Must-Read: A Springfield Education: “The Political Life of Abraham Lincoln: A Self-Made Man, 1809-1849 by Sidney Blumenthal
Simon & Schuster, 576 pp….
…This is a splendid book, and on a Lincolnian theme—the political Lincoln—that was in sagging need of a facelift…. Lincoln so closely resembled the Manchester School of Richard Cobden and John Bright that people spoke of Cobden as the British Lincoln, and Lincoln kept on his office mantelpiece a lithograph of Bright. Lincoln had had entirely too much of governmental intervening, over and over again, to protect the interests of slaveholders to find much charm in a government-directed economy….
Blumenthal’s work of building the context for Lincoln’s political activism in the presidential elections of 1836 through 1848 is a miracle of detail and his six chapters on Lincoln as a congressman in antebellum Washington are worth the price of the book alone. Blumenthal continually reminds us of what happened next door, as in this single ominous sentence: ‘Eight days after [Charles] Sumner was bludgeoned nearly to death, Lincoln stood on the stage at Bloomington to found the Illinois Republican Party.’ Never have we had such an exquisite warp of the ins and outs of political life in the 1830s and ’40s laid across the weft of Lincoln’s individual trajectory.

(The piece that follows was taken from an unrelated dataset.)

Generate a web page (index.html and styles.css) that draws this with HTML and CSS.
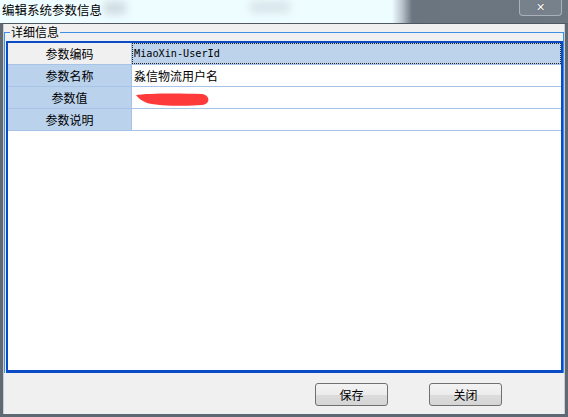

Rarely has a Lincoln biographer come to his task with such elegance of style…. Here is a great book, on a theme that too many people disdain to regard as great. That they are wrong about the theme, and wrong about Lincoln, is the burden of Blumenthal’s labor, and no one can come away from reading A Self-Made Man without understanding that, or without eagerly anticipating the ensuing volumes.